The museum’s Kwanzaa Fest, as the celebration is now called, will be held from noon to 5 p.m. on Sunday on the first floor of the Milstein Hall of Ocean Life (famous for the giant whale). And from 11 a.m. to 12 p.m. and from 2 to 4 p.m. on Saturday, children will be able to make and share Kwanzaa unity cups at the Children’s Museum of Manhattan, 212 West 83rd Street.

Akilah Bolden-Monifa, a television director, said she and her family celebrate Kwanzaa as an African-themed event that can be appreciated by an ethnically diverse community.

“I’ve been to many Kwanzaa celebrations where the majority of people were not of African descent, and that certainly has been a good thing,” said Ms. Bolden-Monifa, 51, who is director of communications at KPIX, a CBS station in San Francisco.

Last year, she recalled, she organized a Kwanzaa celebration. “I did have a couple of white people call me up and ask, ‘Am I welcome to come?’” she remembered. Some had African-American spouses or children, and they were encouraged to attend.

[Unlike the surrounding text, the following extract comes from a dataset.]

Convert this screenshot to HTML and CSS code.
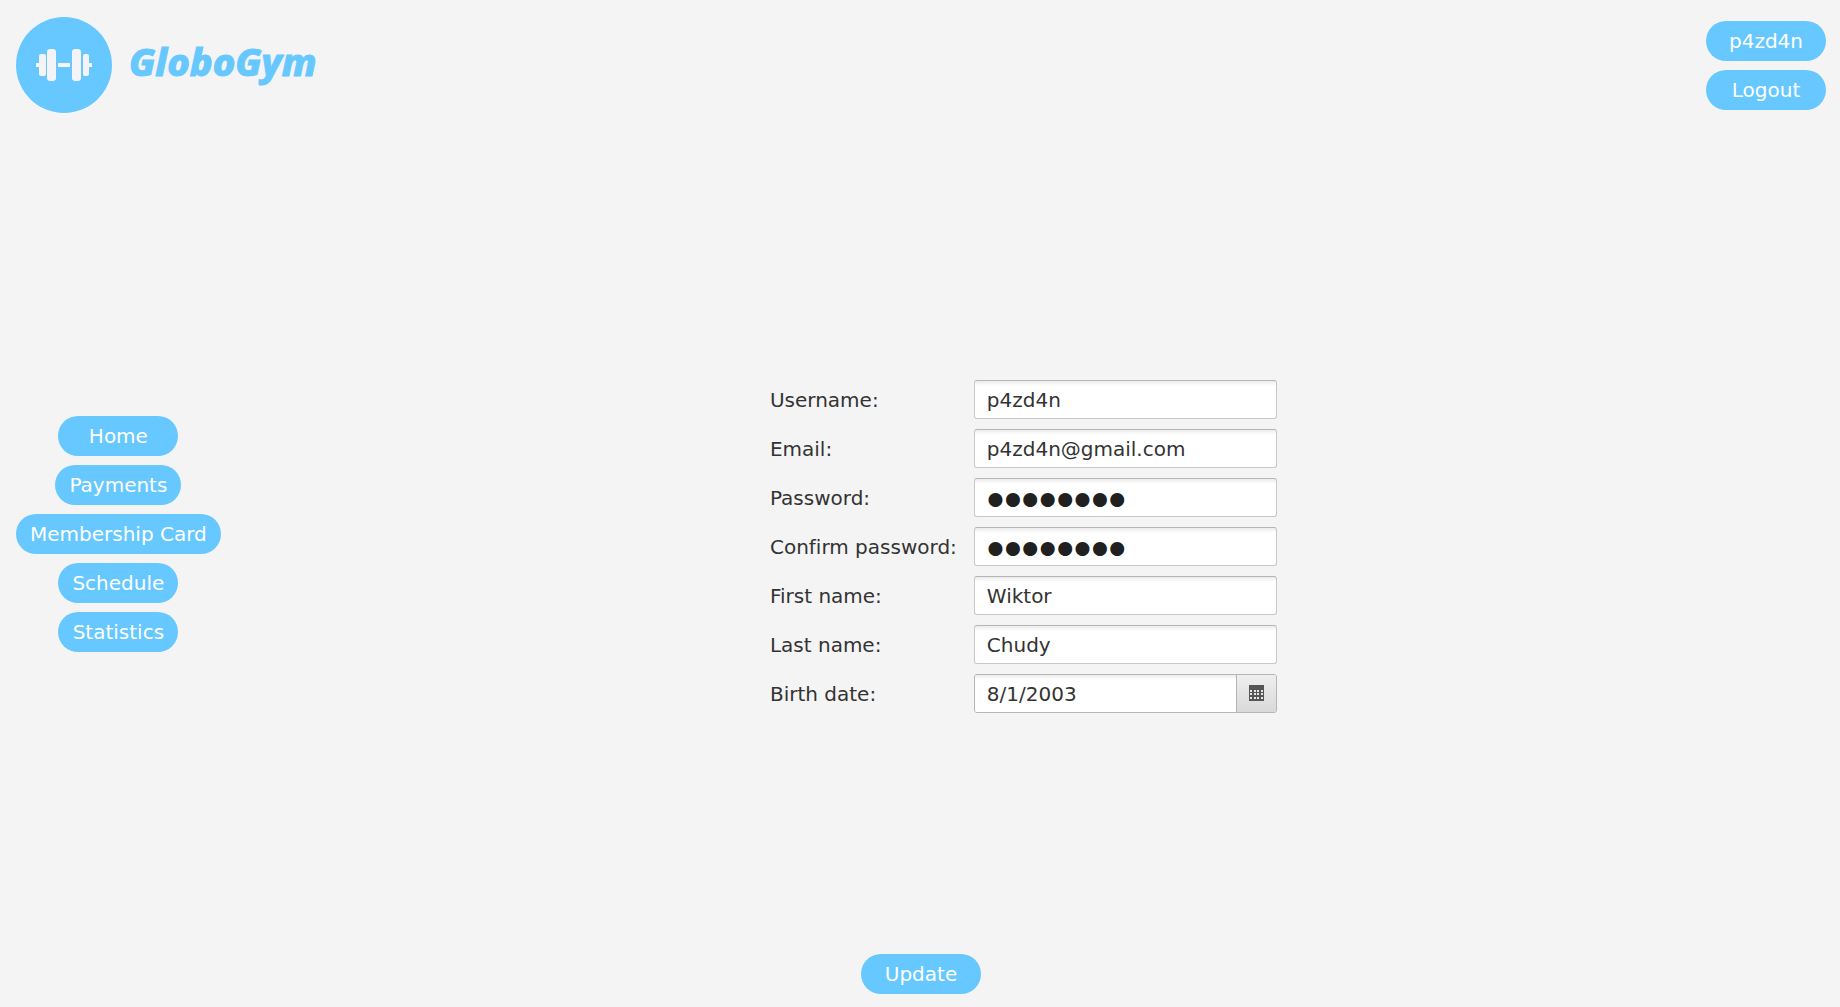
FILE: index.html
```html
<!DOCTYPE html>
<html lang="en">
<head>
<meta charset="utf-8">
<title>GloboGym</title>
<link rel="stylesheet" href="styles.css">
</head>
<body>
<div class="app">
  <header class="header">
    <div class="brand">
      <svg class="brand-mark" viewBox="0 0 96 96" aria-hidden="true">
        <circle cx="48" cy="48" r="48" fill="#66c8ff"/>
        <g fill="#f4f4f4">
          <rect x="20" y="46" width="5" height="4"/>
          <rect x="23" y="37" width="7" height="22" rx="2"/>
          <rect x="31" y="32" width="9" height="32" rx="3"/>
          <rect x="42" y="46" width="12" height="4"/>
          <rect x="56" y="32" width="9" height="32" rx="3"/>
          <rect x="67" y="37" width="6" height="22" rx="2"/>
          <rect x="71" y="46" width="5" height="4"/>
        </g>
      </svg>
      <span class="brand-name">GloboGym</span>
    </div>
    <div class="account">
      <button class="pill" type="button">p4zd4n</button>
      <button class="pill" type="button">Logout</button>
    </div>
  </header>

  <div class="content">
    <nav class="menu">
      <button class="pill" type="button">Home</button>
      <button class="pill" type="button">Payments</button>
      <button class="pill" type="button">Membership Card</button>
      <button class="pill" type="button">Schedule</button>
      <button class="pill" type="button">Statistics</button>
    </nav>
    <main class="main">
      <form class="profile" id="profile">
        <label for="username">Username:</label>
        <input class="field" id="username" type="text" value="p4zd4n">
        <label for="email">Email:</label>
        <input class="field" id="email" type="email" value="p4zd4n@gmail.com">
        <label for="password">Password:</label>
        <input class="field secret" id="password" type="password" value="password">
        <label for="confirm">Confirm password:</label>
        <input class="field secret" id="confirm" type="password" value="password">
        <label for="first">First name:</label>
        <input class="field" id="first" type="text" value="Wiktor">
        <label for="last">Last name:</label>
        <input class="field" id="last" type="text" value="Chudy">
        <label for="birth">Birth date:</label>
        <div class="date">
          <input class="field" id="birth" type="text" value="8/1/2003">
          <button class="date-button" type="button" aria-label="Open calendar">
            <svg width="15" height="16" viewBox="0 0 15 16" aria-hidden="true">
              <path fill="#555" d="M0 0h15v16H0z"/>
              <path fill="#e6e6e6" d="M1 5h2v2H1zM5 5h2v2H5zM8 5h2v2H8zM12 5h2v2h-2zM1 8h2v2H1zM5 8h2v2H5zM8 8h2v2H8zM12 8h2v2h-2zM1 12h2v2H1zM5 12h2v2H5zM8 12h2v2H8zM12 12h2v2h-2z"/>
            </svg>
          </button>
        </div>
      </form>
    </main>
  </div>

  <footer class="footer">
    <button class="pill" type="submit" form="profile">Update</button>
  </footer>
</div>
</body>
</html>
```
FILE: styles.css
```css
* {
  box-sizing: border-box;
}

body {
  margin: 0;
  background: #f4f4f4;
  color: #333;
  font: 20px/24px "DejaVu Sans", sans-serif;
  font-variant-ligatures: none;
}

.app {
  display: flex;
  flex-direction: column;
  min-height: 100vh;
  padding: 17px 14px 13px 16px;
}

.header {
  display: flex;
  justify-content: space-between;
  align-items: center;
}

.brand {
  display: flex;
  align-items: center;
  gap: 17px;
}

.brand-mark {
  width: 96px;
  height: 96px;
}

.brand-name {
  padding-bottom: 8px;
  color: #66c8ff;
  font: italic 800 38px/48px "Noto Sans", sans-serif;
  -webkit-text-stroke: 1px #66c8ff;
}

.account,
.menu {
  display: flex;
  flex-direction: column;
  align-items: center;
  gap: 9px;
}

.pill {
  min-width: 120px;
  height: 40px;
  padding: 0 14px;
  border: 0;
  border-radius: 20px;
  background: #66c8ff;
  color: #fff;
  font: inherit;
  cursor: pointer;
}

.content {
  display: flex;
  flex: 1;
  align-items: center;
}

.main {
  display: flex;
  flex: 1;
  justify-content: center;
  padding-top: 25px;
}

.profile {
  display: grid;
  grid-template-columns: auto 303px;
  align-items: center;
  gap: 10px 17px;
}

.profile label {
  padding-top: 2px;
}

.field {
  width: 100%;
  height: 39px;
  padding: 2px 12px 0;
  border: 1px solid #c8c8c8;
  border-top-color: #b5b5b5;
  border-radius: 3px;
  background: linear-gradient(#ececec, #fff 5px);
  color: #333;
  font: inherit;
}

.secret {
  padding-top: 0;
  color: #202020;
  font: 900 30px/36px Lato, sans-serif;
}

.date {
  display: flex;
  height: 39px;
  overflow: hidden;
  border: 1px solid #b5b5b5;
  border-radius: 3px;
}

.date .field {
  flex: 1;
  min-width: 0;
  height: 100%;
  border: 0;
  border-radius: 0;
}

.date-button {
  display: flex;
  align-items: center;
  justify-content: center;
  width: 40px;
  padding: 0;
  border: 0;
  border-left: 1px solid #b5b5b5;
  background: linear-gradient(#efefef, #d9d9d9);
  cursor: pointer;
}

.footer {
  display: flex;
  justify-content: center;
}
```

“I’ve been celebrating Kwanzaa for many, many years,” said Ms. Bolden-Monifa, who lives in Oakland, Calif., and has written essays about the holiday. “It’s nice to have that connection. You acknowledge that you are an American of African descent, with some connection to the motherland, even if you don’t know where that is.”

Her wife, Ruthie Bolden-Monifa, 47, is both African-American and Jewish. The couple, along with their daughter, Ashley, 7, and son Benjamin, 5, celebrate Hanukkah, Christmas and Kwanzaa.

“In many ways, we’re more into Hanukkah and Kwanzaa for the cultural richness than Christmas, which, despite its Christian roots, has become about getting presents,” Ms. Bolden-Monifa said.

Mr. Perkins, the state senator, said that if he had any concerns about Kwanzaa, it was that the holiday would be taken over by retailers.

“We always have to watch out for the commercialization of our faith, our holidays, our worship and our reflection,” he said. “There’s no question that in a society like this, a market can be created that diminishes the value of the holiday. Once it becomes acceptable, then it becomes commercial.”